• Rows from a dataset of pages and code
********************
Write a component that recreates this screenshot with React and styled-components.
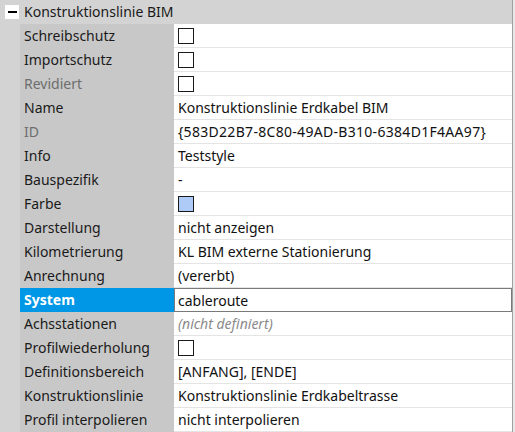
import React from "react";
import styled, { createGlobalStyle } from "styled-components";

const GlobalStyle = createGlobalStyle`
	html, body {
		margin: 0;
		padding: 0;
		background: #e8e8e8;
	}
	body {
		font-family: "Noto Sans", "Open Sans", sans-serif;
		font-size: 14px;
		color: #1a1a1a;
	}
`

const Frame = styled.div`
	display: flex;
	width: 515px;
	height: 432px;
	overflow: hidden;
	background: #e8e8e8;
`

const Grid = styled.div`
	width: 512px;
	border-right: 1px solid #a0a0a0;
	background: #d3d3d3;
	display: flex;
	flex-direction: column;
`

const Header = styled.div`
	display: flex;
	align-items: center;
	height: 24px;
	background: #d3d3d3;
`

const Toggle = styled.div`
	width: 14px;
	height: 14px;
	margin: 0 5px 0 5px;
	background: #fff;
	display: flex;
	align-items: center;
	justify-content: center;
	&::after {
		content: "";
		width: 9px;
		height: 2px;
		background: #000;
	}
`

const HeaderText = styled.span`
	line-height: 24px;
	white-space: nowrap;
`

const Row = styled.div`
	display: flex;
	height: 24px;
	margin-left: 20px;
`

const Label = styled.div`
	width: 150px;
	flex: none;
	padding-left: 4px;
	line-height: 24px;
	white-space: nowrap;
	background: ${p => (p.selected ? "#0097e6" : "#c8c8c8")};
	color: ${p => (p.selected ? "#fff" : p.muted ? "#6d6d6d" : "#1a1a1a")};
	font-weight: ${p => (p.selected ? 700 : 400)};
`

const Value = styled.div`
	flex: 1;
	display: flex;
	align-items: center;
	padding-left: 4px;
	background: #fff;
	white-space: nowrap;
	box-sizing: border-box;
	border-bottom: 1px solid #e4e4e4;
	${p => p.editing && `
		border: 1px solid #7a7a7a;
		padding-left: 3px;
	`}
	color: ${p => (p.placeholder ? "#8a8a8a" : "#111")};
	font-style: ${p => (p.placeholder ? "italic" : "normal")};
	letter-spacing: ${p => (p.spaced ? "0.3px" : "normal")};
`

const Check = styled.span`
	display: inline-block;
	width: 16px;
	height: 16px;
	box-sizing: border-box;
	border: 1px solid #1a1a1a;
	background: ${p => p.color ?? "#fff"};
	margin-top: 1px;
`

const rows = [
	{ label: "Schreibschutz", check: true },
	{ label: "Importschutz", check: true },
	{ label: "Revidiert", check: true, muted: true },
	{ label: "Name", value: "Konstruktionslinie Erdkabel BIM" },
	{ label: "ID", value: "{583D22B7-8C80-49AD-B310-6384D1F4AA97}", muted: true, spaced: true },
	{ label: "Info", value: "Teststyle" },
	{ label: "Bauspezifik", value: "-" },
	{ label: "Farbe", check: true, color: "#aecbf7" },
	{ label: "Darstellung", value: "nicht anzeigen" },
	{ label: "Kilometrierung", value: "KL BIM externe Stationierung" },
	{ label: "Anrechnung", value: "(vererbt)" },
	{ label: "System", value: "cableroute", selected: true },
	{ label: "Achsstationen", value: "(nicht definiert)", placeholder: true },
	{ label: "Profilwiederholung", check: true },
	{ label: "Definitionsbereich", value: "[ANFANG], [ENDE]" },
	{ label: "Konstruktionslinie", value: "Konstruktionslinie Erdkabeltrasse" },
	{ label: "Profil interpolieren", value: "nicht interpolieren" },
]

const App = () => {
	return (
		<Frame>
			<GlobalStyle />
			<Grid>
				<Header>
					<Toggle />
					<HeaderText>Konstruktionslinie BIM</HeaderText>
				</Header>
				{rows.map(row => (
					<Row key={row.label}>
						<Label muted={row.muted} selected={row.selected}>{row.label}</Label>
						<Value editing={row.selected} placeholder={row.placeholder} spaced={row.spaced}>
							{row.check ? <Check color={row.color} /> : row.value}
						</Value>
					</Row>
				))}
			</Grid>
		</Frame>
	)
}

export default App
********************
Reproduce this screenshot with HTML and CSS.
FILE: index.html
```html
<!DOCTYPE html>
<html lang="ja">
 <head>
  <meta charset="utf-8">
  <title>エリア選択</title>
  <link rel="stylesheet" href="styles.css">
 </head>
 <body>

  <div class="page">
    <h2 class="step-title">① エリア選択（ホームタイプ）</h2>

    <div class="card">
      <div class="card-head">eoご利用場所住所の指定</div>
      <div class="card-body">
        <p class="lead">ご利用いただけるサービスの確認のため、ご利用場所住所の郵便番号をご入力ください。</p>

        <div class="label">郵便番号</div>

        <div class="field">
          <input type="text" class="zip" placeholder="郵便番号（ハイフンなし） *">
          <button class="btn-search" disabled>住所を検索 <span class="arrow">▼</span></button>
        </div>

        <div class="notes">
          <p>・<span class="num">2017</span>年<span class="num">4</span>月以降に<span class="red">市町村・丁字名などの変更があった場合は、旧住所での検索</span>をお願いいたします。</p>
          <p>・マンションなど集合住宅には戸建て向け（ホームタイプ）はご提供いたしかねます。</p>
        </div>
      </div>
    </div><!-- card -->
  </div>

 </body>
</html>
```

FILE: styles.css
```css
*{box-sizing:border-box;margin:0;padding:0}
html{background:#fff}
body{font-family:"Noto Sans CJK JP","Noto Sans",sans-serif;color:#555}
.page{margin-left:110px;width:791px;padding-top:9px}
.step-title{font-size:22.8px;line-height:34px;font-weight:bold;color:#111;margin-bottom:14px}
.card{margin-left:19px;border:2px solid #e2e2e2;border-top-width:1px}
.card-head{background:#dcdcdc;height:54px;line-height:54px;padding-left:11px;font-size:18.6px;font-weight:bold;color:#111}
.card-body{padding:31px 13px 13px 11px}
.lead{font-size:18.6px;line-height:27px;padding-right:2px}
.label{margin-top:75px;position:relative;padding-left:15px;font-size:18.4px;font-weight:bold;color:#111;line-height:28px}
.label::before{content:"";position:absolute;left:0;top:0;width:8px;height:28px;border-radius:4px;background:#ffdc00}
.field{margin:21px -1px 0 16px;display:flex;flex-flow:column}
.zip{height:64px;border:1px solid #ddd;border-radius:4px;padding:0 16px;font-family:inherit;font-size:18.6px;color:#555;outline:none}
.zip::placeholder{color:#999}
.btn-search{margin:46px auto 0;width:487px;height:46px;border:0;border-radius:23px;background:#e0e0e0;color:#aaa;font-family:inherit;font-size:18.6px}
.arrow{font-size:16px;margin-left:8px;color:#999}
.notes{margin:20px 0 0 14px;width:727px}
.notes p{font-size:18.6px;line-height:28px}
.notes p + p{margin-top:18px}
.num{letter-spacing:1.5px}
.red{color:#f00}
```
********************
• Request
Your task is to gather all lines from the entries above that hold the word "screenshot".

• Result
Write a component that recreates this screenshot with React and styled-components.
Reproduce this screenshot with HTML and CSS.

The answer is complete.